[start DATA EXCERPTS]

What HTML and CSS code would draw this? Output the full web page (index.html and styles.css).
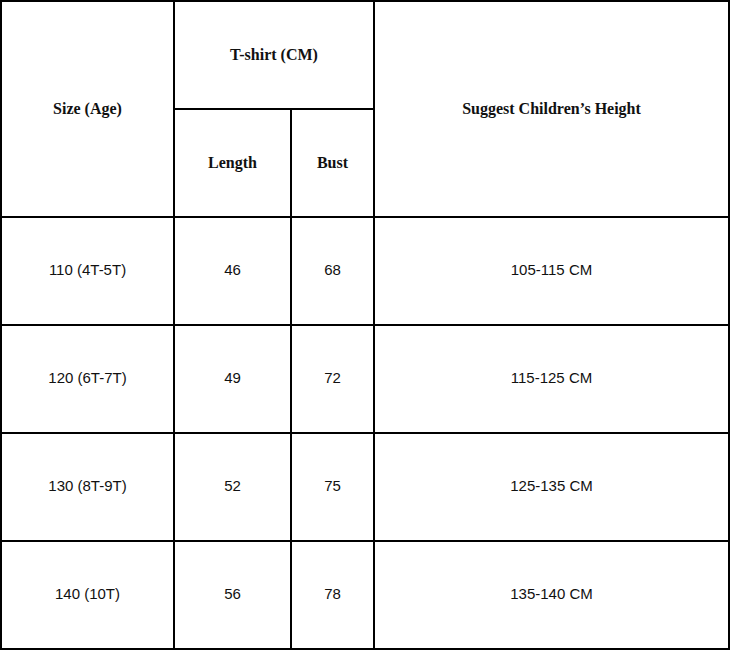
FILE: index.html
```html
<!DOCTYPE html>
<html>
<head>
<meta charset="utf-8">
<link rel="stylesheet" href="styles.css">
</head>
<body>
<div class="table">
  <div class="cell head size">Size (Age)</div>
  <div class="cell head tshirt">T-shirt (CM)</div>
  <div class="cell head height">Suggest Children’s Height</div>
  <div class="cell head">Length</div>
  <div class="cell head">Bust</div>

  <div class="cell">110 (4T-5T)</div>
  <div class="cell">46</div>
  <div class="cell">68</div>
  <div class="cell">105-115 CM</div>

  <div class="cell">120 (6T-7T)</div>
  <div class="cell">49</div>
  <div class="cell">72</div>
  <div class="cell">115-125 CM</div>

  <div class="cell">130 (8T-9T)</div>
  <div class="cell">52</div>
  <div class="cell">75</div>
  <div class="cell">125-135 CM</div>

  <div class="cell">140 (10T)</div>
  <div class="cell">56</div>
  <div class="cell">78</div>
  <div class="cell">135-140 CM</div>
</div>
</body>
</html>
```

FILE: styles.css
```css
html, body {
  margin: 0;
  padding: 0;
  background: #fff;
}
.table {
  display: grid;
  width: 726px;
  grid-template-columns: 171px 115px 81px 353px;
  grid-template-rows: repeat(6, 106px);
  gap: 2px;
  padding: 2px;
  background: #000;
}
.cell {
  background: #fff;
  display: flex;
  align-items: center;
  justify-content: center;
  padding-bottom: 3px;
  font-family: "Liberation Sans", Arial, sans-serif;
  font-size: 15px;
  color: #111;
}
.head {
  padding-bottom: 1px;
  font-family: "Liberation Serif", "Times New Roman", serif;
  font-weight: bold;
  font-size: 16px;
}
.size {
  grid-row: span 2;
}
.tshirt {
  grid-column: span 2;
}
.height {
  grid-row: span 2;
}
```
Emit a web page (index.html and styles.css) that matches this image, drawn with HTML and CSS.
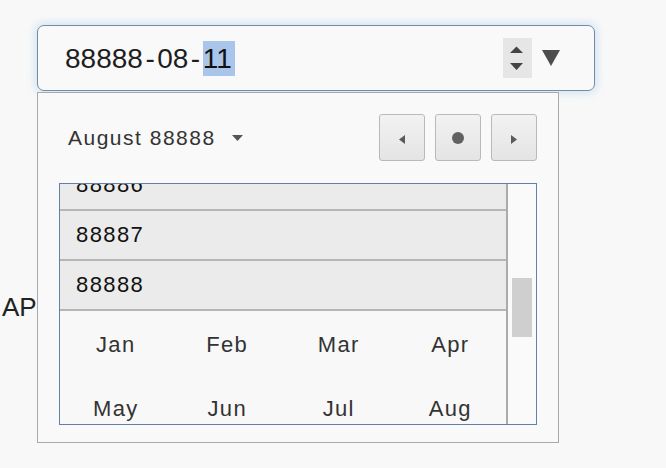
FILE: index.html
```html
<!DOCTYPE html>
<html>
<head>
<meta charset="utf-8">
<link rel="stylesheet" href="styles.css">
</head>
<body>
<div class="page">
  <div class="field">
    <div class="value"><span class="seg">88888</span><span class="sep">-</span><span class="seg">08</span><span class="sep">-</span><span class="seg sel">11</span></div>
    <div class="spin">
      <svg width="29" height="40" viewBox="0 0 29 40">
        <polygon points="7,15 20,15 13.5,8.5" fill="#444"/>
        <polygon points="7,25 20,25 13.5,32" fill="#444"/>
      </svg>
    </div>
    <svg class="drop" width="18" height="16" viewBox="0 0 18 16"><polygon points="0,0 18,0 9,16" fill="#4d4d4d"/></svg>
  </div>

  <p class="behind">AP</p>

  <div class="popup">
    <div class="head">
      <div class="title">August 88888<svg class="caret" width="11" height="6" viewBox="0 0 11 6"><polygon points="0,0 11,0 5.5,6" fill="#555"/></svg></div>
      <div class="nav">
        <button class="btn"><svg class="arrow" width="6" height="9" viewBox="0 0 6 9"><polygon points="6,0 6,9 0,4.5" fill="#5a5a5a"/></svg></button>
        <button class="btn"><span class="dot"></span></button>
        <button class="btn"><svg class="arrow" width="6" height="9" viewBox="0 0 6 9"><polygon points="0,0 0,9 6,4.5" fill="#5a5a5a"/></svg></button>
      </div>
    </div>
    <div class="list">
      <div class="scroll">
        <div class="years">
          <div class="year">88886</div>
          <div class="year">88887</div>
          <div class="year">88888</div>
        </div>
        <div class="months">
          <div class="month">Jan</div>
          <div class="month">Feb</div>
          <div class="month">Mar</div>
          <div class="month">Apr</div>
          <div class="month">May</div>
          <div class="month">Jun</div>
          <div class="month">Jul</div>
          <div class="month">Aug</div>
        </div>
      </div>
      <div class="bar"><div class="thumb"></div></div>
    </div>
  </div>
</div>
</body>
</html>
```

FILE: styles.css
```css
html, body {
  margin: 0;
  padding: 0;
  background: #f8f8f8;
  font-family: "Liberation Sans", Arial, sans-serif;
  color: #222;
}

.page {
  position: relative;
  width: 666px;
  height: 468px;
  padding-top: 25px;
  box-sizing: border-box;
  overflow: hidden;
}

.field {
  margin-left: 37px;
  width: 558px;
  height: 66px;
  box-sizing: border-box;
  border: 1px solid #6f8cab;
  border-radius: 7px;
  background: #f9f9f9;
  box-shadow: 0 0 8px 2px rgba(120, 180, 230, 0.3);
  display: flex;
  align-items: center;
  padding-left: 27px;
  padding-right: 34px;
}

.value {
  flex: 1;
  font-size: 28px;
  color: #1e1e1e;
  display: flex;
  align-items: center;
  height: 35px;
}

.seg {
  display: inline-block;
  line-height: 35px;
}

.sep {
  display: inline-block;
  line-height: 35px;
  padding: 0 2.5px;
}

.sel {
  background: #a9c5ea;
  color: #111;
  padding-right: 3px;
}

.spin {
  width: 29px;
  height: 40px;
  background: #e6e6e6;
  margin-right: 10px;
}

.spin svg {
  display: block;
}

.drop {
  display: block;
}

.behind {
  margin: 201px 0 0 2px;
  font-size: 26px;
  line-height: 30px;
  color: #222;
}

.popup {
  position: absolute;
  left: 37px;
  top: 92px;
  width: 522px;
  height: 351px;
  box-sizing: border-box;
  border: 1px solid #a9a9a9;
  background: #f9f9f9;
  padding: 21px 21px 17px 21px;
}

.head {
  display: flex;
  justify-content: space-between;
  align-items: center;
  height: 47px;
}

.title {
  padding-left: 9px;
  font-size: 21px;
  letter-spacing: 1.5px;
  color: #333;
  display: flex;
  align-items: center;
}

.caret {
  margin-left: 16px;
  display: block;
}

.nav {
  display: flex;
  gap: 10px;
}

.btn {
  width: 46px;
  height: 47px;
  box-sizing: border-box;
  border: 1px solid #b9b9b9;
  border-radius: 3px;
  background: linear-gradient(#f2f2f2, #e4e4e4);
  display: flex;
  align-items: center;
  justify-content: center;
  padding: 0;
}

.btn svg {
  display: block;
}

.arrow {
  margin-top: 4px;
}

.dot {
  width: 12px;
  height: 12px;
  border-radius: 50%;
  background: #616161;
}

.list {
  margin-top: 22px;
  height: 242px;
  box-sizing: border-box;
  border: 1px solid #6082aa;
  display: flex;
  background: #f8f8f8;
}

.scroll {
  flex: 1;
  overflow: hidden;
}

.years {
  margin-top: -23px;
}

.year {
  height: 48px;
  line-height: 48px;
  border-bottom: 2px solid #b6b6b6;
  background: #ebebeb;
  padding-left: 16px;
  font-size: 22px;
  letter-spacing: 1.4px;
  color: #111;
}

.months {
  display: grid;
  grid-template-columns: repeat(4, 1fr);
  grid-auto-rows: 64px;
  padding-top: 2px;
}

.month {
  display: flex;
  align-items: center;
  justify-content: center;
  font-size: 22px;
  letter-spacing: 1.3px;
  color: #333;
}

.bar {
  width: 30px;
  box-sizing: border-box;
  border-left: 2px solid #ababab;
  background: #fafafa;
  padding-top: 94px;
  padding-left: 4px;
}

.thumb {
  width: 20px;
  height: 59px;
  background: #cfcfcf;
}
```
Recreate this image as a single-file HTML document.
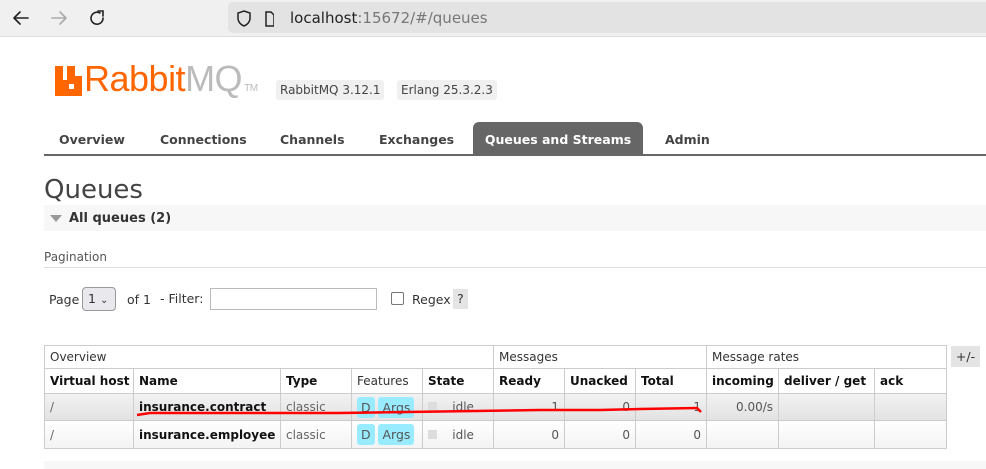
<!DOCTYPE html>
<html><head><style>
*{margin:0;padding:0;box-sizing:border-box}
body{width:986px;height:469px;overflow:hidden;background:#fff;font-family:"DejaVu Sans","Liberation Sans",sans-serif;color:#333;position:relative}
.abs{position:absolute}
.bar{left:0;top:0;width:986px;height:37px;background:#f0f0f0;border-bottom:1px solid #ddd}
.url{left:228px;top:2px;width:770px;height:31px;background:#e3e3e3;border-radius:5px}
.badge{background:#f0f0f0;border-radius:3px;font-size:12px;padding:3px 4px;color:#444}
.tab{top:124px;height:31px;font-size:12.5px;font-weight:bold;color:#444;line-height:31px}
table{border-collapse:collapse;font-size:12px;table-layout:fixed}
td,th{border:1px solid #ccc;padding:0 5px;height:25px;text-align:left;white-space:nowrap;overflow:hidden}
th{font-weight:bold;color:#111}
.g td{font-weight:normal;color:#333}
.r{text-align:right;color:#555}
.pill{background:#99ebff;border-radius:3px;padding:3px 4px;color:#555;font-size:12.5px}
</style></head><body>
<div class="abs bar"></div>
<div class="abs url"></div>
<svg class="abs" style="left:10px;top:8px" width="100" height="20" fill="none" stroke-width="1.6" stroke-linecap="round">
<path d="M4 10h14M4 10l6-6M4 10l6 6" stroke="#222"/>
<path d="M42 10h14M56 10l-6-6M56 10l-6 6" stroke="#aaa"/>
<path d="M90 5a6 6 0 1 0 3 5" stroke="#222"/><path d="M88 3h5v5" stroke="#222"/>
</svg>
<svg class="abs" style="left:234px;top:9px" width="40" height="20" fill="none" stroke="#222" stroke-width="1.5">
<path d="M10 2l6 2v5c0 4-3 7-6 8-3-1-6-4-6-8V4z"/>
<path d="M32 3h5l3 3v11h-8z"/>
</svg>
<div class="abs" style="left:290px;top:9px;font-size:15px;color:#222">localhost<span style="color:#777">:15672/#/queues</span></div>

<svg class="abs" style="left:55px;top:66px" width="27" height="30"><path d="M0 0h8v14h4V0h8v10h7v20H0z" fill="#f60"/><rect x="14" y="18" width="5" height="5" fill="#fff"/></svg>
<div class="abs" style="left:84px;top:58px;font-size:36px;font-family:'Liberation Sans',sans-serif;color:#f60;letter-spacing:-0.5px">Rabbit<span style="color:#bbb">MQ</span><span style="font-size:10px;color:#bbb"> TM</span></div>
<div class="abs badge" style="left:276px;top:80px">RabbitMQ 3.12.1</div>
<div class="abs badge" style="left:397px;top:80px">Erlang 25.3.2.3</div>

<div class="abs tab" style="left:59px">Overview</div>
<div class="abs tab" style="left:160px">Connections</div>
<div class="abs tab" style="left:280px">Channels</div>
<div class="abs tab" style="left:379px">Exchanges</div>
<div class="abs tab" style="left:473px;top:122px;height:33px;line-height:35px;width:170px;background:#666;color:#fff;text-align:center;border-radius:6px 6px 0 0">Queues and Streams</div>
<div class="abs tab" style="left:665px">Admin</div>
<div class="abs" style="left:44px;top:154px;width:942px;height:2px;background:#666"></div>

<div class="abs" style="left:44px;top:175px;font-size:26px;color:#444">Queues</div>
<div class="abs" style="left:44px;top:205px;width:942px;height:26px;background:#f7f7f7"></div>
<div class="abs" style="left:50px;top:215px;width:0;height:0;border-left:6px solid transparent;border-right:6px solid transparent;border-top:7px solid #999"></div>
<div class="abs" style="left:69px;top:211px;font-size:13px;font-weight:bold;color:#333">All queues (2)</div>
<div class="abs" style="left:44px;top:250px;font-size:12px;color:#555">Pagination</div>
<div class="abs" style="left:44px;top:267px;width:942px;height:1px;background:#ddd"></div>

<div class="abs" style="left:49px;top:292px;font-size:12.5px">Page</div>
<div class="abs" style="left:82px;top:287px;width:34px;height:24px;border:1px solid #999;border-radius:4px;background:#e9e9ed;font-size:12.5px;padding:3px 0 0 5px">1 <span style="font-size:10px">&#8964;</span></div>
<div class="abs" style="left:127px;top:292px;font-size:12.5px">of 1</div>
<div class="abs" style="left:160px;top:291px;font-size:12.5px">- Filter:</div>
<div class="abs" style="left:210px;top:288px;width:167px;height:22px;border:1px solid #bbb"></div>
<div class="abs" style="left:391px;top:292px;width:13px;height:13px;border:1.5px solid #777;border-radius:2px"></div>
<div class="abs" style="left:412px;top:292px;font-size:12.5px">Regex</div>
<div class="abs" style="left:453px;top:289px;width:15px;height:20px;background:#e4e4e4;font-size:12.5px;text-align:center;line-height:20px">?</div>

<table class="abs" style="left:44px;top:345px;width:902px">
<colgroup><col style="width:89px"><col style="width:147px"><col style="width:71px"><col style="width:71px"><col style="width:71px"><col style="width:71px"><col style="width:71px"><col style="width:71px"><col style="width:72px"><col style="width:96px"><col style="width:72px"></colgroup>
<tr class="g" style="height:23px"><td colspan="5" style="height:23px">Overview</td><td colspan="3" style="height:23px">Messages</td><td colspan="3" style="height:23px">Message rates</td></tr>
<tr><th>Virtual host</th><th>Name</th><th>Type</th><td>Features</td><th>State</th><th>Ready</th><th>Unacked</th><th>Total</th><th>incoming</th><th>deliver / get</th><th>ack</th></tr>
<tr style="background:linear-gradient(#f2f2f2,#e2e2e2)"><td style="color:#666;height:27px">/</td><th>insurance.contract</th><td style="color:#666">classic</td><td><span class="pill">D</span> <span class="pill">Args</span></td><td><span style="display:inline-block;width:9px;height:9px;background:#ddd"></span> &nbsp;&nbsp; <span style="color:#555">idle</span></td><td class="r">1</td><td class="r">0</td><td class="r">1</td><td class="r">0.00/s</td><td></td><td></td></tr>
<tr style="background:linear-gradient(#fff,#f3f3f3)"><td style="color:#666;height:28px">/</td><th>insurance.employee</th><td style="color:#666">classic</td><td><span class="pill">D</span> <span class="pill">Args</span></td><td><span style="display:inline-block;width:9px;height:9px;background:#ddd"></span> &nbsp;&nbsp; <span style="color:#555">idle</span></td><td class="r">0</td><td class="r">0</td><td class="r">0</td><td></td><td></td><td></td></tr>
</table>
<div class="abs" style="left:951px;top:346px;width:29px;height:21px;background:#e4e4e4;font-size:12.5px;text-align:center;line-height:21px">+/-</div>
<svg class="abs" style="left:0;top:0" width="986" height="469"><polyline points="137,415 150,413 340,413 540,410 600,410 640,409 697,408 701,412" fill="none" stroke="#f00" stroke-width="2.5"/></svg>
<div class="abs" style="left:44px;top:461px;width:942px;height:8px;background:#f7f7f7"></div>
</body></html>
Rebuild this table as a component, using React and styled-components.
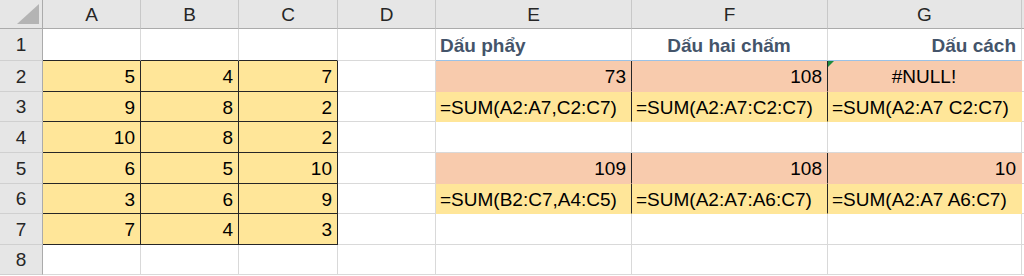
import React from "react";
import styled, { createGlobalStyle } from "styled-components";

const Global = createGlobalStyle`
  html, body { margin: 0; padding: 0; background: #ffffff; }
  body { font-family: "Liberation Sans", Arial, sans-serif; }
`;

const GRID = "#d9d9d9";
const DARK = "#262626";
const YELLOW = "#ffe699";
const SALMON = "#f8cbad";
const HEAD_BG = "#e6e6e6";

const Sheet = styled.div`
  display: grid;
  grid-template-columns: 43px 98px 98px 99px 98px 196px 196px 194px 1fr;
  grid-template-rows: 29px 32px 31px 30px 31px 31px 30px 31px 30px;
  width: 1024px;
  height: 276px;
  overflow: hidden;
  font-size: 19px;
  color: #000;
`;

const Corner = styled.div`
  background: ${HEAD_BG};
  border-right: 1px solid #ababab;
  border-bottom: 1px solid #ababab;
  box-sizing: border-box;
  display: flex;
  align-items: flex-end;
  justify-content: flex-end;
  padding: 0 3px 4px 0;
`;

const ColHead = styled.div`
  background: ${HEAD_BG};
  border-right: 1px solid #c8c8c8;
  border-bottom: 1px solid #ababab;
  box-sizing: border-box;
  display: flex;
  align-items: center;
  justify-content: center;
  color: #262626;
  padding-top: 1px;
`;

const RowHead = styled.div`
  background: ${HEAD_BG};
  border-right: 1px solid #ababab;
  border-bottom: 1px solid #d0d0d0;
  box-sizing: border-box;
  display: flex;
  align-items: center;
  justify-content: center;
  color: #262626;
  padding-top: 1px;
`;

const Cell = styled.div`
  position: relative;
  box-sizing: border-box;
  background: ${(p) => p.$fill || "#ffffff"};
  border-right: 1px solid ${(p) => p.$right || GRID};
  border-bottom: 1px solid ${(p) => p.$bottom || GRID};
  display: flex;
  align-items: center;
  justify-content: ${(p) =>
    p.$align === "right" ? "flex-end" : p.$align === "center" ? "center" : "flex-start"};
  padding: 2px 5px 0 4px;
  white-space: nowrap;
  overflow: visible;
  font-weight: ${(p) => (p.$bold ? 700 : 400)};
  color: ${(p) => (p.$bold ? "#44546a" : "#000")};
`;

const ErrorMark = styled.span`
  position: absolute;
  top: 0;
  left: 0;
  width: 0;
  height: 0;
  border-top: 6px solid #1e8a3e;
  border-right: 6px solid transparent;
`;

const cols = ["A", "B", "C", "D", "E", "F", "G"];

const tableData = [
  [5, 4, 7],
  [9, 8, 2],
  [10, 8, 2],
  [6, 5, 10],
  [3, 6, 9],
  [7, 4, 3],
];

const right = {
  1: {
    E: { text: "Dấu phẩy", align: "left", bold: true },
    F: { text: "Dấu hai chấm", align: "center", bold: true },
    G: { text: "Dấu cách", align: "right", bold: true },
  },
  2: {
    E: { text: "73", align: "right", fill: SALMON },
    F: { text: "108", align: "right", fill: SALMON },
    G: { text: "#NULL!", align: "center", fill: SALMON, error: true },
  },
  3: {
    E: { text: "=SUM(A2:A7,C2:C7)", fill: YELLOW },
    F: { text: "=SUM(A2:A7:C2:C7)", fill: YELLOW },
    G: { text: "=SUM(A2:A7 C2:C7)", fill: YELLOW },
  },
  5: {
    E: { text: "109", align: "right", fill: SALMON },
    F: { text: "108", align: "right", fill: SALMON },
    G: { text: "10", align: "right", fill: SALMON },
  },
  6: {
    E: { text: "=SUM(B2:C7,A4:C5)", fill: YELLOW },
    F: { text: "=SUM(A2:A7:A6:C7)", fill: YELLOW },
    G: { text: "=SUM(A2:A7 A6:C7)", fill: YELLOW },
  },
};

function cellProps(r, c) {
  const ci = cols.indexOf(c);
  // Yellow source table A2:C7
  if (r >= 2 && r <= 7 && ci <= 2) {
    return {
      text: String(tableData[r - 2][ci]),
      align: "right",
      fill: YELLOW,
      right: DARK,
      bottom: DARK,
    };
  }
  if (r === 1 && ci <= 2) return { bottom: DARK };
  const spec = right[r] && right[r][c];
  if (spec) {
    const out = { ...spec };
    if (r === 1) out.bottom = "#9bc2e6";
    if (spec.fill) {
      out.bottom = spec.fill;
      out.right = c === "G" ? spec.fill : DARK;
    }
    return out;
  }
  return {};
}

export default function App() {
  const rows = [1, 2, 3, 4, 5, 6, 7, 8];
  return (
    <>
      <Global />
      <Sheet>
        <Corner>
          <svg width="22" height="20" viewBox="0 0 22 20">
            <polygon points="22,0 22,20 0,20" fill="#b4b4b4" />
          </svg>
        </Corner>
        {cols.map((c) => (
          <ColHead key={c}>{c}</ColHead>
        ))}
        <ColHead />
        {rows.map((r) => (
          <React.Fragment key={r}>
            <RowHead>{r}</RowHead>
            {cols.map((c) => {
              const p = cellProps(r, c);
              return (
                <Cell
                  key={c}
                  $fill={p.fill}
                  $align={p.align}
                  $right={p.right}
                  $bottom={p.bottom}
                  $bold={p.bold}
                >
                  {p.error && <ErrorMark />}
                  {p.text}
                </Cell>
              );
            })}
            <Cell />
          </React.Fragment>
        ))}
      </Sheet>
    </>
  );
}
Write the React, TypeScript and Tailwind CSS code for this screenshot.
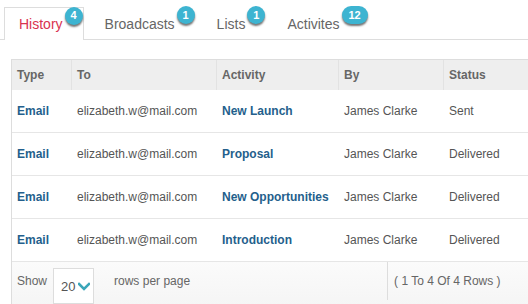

[end DATA EXCERPTS]

■ REQUIRED TASK: What is the number of lines that contain "code"? Reply with that number alone.

■ WRITTEN ANSWER: 2